#### Challenge:
Below are records. Copy every line with "Give" in it.

>>>>>

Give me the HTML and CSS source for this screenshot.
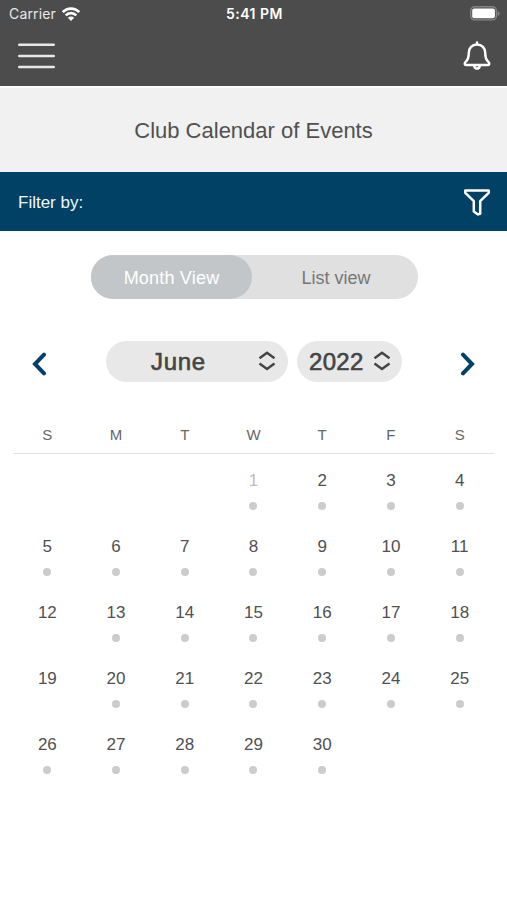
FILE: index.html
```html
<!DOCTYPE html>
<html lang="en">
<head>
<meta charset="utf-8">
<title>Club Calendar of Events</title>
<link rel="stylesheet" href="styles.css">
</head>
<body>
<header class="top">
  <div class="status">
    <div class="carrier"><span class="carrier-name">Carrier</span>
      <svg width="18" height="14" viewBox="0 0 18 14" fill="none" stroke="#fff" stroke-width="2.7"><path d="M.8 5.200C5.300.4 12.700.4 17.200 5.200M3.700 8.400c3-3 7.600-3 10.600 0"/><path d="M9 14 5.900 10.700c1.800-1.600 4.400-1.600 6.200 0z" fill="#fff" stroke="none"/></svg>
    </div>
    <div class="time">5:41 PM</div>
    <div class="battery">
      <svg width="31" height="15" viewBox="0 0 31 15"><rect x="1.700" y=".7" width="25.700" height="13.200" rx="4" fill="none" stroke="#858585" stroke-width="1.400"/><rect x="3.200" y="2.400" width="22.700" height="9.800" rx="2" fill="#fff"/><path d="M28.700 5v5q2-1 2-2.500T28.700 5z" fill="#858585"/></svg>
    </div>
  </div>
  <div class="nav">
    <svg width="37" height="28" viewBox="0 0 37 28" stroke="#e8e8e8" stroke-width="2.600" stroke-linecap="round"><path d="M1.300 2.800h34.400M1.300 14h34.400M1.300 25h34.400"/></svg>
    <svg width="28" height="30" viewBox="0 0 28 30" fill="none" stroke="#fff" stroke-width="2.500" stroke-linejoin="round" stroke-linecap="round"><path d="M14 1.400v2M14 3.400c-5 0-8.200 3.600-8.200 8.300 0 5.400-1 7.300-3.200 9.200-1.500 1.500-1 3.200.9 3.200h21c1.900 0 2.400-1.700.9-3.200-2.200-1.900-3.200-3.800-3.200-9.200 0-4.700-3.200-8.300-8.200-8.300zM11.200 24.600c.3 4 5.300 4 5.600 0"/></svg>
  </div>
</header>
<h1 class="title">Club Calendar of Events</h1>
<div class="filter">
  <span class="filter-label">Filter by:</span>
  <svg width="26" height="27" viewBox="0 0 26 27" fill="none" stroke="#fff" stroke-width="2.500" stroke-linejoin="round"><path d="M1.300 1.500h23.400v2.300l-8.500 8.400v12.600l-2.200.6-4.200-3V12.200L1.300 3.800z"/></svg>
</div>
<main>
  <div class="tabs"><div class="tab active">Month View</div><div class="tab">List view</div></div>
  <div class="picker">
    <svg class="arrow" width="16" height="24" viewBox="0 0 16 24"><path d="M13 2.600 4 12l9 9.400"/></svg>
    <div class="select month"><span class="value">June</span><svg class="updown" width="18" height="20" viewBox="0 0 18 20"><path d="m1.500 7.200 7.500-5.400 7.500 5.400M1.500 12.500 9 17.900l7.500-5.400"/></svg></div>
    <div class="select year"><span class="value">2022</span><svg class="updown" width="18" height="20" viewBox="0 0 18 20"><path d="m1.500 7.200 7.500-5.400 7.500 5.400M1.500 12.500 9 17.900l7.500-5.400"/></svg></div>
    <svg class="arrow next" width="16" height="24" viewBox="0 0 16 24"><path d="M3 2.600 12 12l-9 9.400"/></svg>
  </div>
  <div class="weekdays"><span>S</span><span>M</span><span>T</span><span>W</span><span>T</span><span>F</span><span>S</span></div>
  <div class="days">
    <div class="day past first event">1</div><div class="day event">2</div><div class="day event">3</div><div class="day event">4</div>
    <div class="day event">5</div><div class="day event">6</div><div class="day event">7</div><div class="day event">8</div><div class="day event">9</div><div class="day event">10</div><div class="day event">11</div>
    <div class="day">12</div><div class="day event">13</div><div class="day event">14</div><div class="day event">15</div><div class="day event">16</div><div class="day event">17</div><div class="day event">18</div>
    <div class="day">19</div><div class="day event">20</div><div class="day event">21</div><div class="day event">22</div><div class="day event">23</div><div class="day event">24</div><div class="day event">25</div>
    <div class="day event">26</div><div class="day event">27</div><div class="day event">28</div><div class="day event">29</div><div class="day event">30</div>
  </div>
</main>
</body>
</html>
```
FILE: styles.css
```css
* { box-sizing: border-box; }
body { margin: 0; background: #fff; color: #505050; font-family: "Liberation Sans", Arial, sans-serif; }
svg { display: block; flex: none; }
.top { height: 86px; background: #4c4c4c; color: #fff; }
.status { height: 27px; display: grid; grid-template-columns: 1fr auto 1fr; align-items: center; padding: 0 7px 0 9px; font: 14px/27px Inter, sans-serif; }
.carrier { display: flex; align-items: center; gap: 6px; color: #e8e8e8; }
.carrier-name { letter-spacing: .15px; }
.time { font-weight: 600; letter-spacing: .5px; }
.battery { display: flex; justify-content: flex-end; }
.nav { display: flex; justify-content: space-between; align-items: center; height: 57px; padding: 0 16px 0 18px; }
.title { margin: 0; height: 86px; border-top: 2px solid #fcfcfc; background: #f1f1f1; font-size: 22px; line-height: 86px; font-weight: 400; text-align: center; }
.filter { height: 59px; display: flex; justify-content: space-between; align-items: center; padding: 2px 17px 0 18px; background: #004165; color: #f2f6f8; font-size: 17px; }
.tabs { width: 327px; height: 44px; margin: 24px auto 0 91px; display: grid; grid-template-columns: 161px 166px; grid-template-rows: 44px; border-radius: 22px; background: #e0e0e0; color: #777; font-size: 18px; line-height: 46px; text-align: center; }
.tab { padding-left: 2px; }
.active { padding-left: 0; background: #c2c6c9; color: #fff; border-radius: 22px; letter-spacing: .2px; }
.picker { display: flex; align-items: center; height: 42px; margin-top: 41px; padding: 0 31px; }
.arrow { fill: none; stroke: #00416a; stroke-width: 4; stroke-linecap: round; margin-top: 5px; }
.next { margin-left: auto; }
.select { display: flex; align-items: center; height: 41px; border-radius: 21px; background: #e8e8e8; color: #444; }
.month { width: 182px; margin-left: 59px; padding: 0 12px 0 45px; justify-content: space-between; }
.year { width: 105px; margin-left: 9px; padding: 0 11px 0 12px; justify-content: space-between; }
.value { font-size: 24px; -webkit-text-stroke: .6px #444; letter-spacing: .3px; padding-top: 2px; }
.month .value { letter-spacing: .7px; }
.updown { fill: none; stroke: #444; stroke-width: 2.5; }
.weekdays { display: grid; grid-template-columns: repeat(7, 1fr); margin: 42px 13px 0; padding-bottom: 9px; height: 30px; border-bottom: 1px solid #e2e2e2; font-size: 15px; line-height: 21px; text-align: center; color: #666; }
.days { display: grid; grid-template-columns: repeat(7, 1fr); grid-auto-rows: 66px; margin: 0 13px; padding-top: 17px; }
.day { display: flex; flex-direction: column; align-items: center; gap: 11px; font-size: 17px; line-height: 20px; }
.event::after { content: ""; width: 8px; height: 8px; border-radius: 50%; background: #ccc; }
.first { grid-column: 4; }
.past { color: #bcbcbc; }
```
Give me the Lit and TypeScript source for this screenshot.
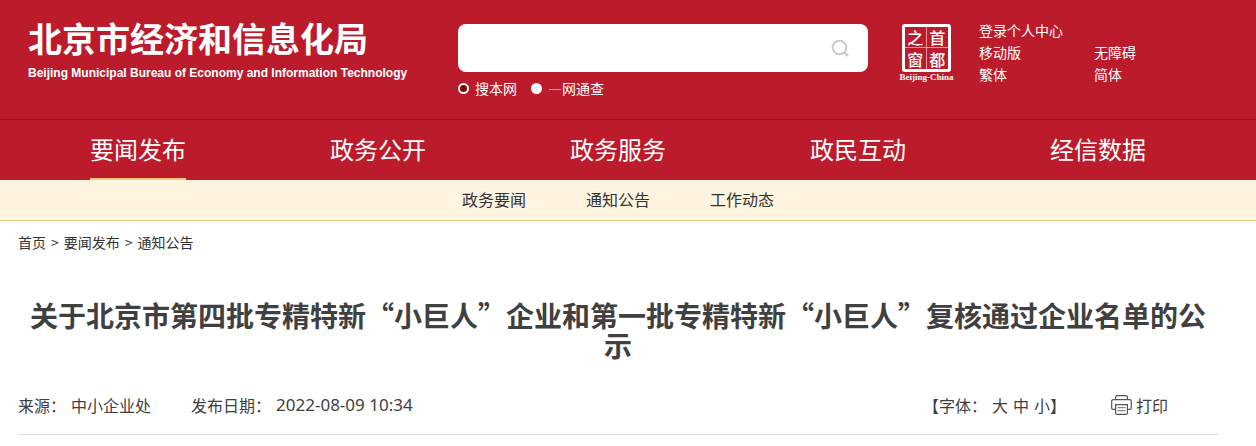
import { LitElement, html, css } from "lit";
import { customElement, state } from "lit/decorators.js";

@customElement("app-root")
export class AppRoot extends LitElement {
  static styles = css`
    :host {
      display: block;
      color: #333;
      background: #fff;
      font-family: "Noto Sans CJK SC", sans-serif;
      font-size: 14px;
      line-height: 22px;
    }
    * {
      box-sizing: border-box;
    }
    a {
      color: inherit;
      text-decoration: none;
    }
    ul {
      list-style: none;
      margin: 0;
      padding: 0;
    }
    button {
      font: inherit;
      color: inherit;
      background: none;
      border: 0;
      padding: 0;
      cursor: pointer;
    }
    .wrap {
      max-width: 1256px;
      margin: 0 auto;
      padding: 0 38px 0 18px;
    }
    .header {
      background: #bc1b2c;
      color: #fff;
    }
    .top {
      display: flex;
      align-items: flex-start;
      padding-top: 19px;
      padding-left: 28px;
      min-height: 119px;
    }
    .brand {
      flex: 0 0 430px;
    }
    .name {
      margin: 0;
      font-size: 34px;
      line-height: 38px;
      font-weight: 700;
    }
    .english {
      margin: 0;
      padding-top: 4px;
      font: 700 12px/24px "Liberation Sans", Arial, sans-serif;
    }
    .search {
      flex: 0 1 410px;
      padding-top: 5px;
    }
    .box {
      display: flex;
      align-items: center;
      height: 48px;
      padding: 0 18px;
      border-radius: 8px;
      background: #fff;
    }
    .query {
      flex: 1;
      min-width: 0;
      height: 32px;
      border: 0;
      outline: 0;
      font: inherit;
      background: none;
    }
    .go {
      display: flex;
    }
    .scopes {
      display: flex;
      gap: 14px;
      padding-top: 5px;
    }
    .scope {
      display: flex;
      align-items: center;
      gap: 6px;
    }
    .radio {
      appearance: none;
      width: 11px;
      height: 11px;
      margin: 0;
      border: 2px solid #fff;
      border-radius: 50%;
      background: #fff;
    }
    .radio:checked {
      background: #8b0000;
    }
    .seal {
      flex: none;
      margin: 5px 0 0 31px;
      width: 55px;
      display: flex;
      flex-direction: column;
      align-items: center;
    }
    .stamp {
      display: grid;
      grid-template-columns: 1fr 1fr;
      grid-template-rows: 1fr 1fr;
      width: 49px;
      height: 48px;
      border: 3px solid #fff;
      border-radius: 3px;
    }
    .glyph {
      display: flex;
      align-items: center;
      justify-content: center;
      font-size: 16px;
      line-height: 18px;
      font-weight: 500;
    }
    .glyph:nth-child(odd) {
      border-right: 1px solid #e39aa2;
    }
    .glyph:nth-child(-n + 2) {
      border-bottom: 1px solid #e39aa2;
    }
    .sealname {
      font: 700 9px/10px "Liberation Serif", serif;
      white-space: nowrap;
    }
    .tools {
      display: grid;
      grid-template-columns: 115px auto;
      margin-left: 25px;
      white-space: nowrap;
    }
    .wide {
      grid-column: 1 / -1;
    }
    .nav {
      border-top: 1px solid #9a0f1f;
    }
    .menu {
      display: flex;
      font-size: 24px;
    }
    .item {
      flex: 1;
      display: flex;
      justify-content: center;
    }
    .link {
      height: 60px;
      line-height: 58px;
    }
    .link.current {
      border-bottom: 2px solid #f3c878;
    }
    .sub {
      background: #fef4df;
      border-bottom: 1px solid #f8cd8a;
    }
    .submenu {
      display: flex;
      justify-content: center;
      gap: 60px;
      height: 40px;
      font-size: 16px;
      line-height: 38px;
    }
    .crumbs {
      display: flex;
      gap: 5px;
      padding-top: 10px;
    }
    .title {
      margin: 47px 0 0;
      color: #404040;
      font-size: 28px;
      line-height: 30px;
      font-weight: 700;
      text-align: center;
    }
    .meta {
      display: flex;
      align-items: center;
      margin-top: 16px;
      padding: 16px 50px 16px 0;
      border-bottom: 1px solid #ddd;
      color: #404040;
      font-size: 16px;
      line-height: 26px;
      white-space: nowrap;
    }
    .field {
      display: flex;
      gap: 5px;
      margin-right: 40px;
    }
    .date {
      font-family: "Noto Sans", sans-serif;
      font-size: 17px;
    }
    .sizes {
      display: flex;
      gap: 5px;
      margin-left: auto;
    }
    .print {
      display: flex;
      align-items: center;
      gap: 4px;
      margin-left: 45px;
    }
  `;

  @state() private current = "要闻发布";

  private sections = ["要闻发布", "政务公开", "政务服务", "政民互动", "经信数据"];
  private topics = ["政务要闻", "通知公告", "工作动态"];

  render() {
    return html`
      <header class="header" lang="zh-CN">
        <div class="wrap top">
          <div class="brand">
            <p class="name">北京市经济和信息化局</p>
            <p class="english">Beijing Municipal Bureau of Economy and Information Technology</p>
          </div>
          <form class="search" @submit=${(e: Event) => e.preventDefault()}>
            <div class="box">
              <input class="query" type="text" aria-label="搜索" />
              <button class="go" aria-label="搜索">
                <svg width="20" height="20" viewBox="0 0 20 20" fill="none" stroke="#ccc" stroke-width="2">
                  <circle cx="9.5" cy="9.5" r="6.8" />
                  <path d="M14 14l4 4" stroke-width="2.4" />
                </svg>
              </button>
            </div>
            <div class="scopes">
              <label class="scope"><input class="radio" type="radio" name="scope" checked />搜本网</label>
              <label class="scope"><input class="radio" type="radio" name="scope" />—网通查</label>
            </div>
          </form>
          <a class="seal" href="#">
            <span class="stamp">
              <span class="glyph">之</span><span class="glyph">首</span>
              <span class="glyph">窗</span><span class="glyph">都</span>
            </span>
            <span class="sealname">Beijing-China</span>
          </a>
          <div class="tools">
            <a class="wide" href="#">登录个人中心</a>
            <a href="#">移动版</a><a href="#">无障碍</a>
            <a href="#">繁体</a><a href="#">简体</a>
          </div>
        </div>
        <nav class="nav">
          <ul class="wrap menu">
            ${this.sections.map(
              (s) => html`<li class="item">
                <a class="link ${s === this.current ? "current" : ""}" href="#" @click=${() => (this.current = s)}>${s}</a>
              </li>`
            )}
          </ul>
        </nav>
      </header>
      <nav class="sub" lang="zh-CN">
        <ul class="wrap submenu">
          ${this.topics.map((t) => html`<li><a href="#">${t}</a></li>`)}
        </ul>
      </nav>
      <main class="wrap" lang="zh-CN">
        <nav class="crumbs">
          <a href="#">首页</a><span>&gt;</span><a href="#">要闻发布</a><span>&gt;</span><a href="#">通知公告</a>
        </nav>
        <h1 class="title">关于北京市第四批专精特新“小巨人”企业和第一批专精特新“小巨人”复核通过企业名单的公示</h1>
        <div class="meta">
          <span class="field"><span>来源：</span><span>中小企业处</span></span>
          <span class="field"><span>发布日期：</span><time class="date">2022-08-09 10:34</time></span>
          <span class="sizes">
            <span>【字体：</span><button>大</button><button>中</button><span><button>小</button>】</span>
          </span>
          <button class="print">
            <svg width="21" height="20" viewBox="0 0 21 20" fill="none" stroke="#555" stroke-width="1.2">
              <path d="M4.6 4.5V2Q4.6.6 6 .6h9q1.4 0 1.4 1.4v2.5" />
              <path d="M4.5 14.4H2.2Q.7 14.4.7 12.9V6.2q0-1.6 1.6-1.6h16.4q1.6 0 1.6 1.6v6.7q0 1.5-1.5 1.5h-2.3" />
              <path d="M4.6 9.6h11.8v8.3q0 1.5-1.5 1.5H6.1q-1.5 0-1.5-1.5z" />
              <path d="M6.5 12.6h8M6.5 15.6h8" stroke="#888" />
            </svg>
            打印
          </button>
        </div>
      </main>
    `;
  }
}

<<<<<

#### Exercise answer:
Give me the HTML and CSS source for this screenshot.
Give me the Lit and TypeScript source for this screenshot.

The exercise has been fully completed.